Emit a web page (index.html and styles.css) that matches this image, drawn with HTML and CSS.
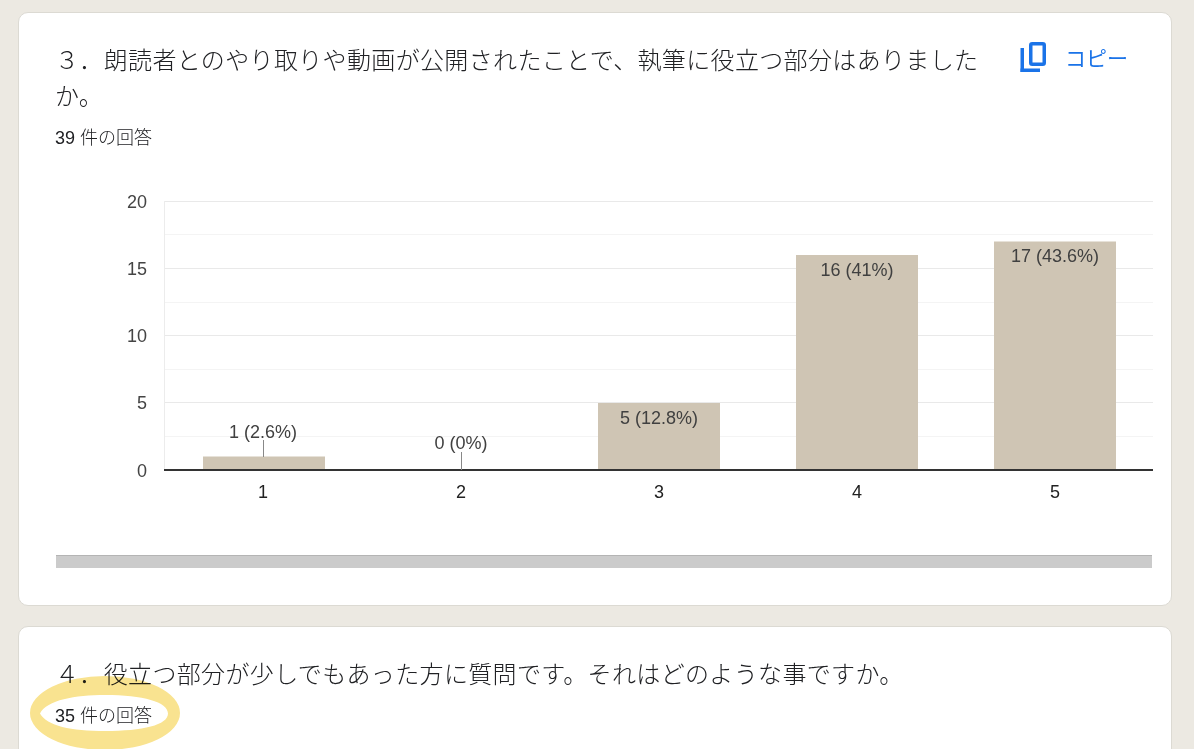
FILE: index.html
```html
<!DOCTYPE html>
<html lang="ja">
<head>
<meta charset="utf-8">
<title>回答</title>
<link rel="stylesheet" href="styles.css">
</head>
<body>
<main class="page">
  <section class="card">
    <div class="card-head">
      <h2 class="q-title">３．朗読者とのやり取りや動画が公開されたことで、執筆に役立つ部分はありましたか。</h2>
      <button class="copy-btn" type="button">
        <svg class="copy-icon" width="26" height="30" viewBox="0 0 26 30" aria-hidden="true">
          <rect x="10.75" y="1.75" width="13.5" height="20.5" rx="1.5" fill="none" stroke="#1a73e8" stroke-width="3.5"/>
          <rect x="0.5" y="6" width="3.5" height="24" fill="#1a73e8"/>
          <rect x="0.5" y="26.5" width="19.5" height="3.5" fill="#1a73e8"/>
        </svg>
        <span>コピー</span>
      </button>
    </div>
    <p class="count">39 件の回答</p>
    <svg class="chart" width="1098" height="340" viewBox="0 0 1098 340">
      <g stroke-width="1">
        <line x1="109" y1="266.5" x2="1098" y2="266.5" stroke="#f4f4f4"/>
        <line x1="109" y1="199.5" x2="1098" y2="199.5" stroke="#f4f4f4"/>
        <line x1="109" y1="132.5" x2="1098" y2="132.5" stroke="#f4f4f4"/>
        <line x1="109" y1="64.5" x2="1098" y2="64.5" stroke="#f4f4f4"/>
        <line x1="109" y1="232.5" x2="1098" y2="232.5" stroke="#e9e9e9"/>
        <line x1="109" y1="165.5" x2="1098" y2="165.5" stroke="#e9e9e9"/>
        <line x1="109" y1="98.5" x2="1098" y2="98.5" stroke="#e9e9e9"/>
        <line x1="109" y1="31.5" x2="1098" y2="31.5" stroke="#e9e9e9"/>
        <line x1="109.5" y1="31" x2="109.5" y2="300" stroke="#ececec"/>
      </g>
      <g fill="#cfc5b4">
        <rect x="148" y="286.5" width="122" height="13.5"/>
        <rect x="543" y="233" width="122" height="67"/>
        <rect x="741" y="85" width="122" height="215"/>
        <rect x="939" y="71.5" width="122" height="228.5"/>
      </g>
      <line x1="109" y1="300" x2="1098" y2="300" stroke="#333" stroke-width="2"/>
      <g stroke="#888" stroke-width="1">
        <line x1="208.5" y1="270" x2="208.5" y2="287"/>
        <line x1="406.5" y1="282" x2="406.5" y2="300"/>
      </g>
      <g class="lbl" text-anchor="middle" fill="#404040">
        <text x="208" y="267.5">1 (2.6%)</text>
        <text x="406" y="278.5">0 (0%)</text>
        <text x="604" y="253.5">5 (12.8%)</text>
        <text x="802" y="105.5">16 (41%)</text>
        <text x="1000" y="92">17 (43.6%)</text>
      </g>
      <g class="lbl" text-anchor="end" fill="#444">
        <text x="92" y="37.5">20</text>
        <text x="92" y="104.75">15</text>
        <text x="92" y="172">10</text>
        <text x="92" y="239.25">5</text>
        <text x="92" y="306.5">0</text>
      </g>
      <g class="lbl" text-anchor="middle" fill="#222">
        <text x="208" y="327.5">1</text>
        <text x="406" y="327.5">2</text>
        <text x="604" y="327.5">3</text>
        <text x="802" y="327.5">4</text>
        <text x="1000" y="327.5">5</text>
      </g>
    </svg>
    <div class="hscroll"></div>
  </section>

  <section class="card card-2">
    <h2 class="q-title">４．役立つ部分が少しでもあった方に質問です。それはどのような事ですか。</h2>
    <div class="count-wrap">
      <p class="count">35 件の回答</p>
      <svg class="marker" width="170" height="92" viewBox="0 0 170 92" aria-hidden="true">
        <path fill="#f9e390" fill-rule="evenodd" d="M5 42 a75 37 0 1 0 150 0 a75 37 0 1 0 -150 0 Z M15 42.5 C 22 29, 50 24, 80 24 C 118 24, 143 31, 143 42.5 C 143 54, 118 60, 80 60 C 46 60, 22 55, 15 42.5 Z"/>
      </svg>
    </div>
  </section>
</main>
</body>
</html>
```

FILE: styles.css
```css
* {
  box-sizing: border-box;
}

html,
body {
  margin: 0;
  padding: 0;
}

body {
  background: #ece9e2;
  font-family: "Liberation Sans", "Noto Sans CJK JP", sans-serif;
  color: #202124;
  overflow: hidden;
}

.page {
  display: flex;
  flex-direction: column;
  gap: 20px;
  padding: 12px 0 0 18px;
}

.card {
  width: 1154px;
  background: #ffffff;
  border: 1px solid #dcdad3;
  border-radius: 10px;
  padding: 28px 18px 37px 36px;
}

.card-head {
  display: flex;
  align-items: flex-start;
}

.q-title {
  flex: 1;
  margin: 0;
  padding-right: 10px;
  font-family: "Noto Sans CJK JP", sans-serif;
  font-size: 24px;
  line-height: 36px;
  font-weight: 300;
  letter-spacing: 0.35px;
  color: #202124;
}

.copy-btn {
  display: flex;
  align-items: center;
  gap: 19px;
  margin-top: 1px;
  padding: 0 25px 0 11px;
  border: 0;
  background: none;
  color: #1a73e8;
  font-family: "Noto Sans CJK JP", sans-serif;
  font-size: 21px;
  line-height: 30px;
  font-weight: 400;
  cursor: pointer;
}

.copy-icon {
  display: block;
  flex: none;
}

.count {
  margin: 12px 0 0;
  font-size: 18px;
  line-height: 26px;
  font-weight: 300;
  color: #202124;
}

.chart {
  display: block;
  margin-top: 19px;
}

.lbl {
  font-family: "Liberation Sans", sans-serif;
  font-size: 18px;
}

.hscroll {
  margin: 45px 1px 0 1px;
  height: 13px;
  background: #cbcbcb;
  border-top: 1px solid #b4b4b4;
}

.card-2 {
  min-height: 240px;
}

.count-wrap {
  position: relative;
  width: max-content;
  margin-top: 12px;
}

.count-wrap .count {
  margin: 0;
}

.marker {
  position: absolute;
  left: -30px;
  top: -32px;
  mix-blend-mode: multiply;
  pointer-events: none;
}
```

(Your instructions)
Pictures are excluded; output everything else in the data verbatim.

(Answer below)
Emit a web page (index.html and styles.css) that matches this image, drawn with HTML and CSS.
FILE: index.html
```html
<!DOCTYPE html>
<html lang="ja">
<head>
<meta charset="utf-8">
<title>回答</title>
<link rel="stylesheet" href="styles.css">
</head>
<body>
<main class="page">
  <section class="card">
    <div class="card-head">
      <h2 class="q-title">３．朗読者とのやり取りや動画が公開されたことで、執筆に役立つ部分はありましたか。</h2>
      <button class="copy-btn" type="button">
        <svg class="copy-icon" width="26" height="30" viewBox="0 0 26 30" aria-hidden="true">
          <rect x="10.75" y="1.75" width="13.5" height="20.5" rx="1.5" fill="none" stroke="#1a73e8" stroke-width="3.5"/>
          <rect x="0.5" y="6" width="3.5" height="24" fill="#1a73e8"/>
          <rect x="0.5" y="26.5" width="19.5" height="3.5" fill="#1a73e8"/>
        </svg>
        <span>コピー</span>
      </button>
    </div>
    <p class="count">39 件の回答</p>
    <svg class="chart" width="1098" height="340" viewBox="0 0 1098 340">
      <g stroke-width="1">
        <line x1="109" y1="266.5" x2="1098" y2="266.5" stroke="#f4f4f4"/>
        <line x1="109" y1="199.5" x2="1098" y2="199.5" stroke="#f4f4f4"/>
        <line x1="109" y1="132.5" x2="1098" y2="132.5" stroke="#f4f4f4"/>
        <line x1="109" y1="64.5" x2="1098" y2="64.5" stroke="#f4f4f4"/>
        <line x1="109" y1="232.5" x2="1098" y2="232.5" stroke="#e9e9e9"/>
        <line x1="109" y1="165.5" x2="1098" y2="165.5" stroke="#e9e9e9"/>
        <line x1="109" y1="98.5" x2="1098" y2="98.5" stroke="#e9e9e9"/>
        <line x1="109" y1="31.5" x2="1098" y2="31.5" stroke="#e9e9e9"/>
        <line x1="109.5" y1="31" x2="109.5" y2="300" stroke="#ececec"/>
      </g>
      <g fill="#cfc5b4">
        <rect x="148" y="286.5" width="122" height="13.5"/>
        <rect x="543" y="233" width="122" height="67"/>
        <rect x="741" y="85" width="122" height="215"/>
        <rect x="939" y="71.5" width="122" height="228.5"/>
      </g>
      <line x1="109" y1="300" x2="1098" y2="300" stroke="#333" stroke-width="2"/>
      <g stroke="#888" stroke-width="1">
        <line x1="208.5" y1="270" x2="208.5" y2="287"/>
        <line x1="406.5" y1="282" x2="406.5" y2="300"/>
      </g>
      <g class="lbl" text-anchor="middle" fill="#404040">
        <text x="208" y="267.5">1 (2.6%)</text>
        <text x="406" y="278.5">0 (0%)</text>
        <text x="604" y="253.5">5 (12.8%)</text>
        <text x="802" y="105.5">16 (41%)</text>
        <text x="1000" y="92">17 (43.6%)</text>
      </g>
      <g class="lbl" text-anchor="end" fill="#444">
        <text x="92" y="37.5">20</text>
        <text x="92" y="104.75">15</text>
        <text x="92" y="172">10</text>
        <text x="92" y="239.25">5</text>
        <text x="92" y="306.5">0</text>
      </g>
      <g class="lbl" text-anchor="middle" fill="#222">
        <text x="208" y="327.5">1</text>
        <text x="406" y="327.5">2</text>
        <text x="604" y="327.5">3</text>
        <text x="802" y="327.5">4</text>
        <text x="1000" y="327.5">5</text>
      </g>
    </svg>
    <div class="hscroll"></div>
  </section>

  <section class="card card-2">
    <h2 class="q-title">４．役立つ部分が少しでもあった方に質問です。それはどのような事ですか。</h2>
    <div class="count-wrap">
      <p class="count">35 件の回答</p>
      <svg class="marker" width="170" height="92" viewBox="0 0 170 92" aria-hidden="true">
        <path fill="#f9e390" fill-rule="evenodd" d="M5 42 a75 37 0 1 0 150 0 a75 37 0 1 0 -150 0 Z M15 42.5 C 22 29, 50 24, 80 24 C 118 24, 143 31, 143 42.5 C 143 54, 118 60, 80 60 C 46 60, 22 55, 15 42.5 Z"/>
      </svg>
    </div>
  </section>
</main>
</body>
</html>
```

FILE: styles.css
```css
* {
  box-sizing: border-box;
}

html,
body {
  margin: 0;
  padding: 0;
}

body {
  background: #ece9e2;
  font-family: "Liberation Sans", "Noto Sans CJK JP", sans-serif;
  color: #202124;
  overflow: hidden;
}

.page {
  display: flex;
  flex-direction: column;
  gap: 20px;
  padding: 12px 0 0 18px;
}

.card {
  width: 1154px;
  background: #ffffff;
  border: 1px solid #dcdad3;
  border-radius: 10px;
  padding: 28px 18px 37px 36px;
}

.card-head {
  display: flex;
  align-items: flex-start;
}

.q-title {
  flex: 1;
  margin: 0;
  padding-right: 10px;
  font-family: "Noto Sans CJK JP", sans-serif;
  font-size: 24px;
  line-height: 36px;
  font-weight: 300;
  letter-spacing: 0.35px;
  color: #202124;
}

.copy-btn {
  display: flex;
  align-items: center;
  gap: 19px;
  margin-top: 1px;
  padding: 0 25px 0 11px;
  border: 0;
  background: none;
  color: #1a73e8;
  font-family: "Noto Sans CJK JP", sans-serif;
  font-size: 21px;
  line-height: 30px;
  font-weight: 400;
  cursor: pointer;
}

.copy-icon {
  display: block;
  flex: none;
}

.count {
  margin: 12px 0 0;
  font-size: 18px;
  line-height: 26px;
  font-weight: 300;
  color: #202124;
}

.chart {
  display: block;
  margin-top: 19px;
}

.lbl {
  font-family: "Liberation Sans", sans-serif;
  font-size: 18px;
}

.hscroll {
  margin: 45px 1px 0 1px;
  height: 13px;
  background: #cbcbcb;
  border-top: 1px solid #b4b4b4;
}

.card-2 {
  min-height: 240px;
}

.count-wrap {
  position: relative;
  width: max-content;
  margin-top: 12px;
}

.count-wrap .count {
  margin: 0;
}

.marker {
  position: absolute;
  left: -30px;
  top: -32px;
  mix-blend-mode: multiply;
  pointer-events: none;
}
```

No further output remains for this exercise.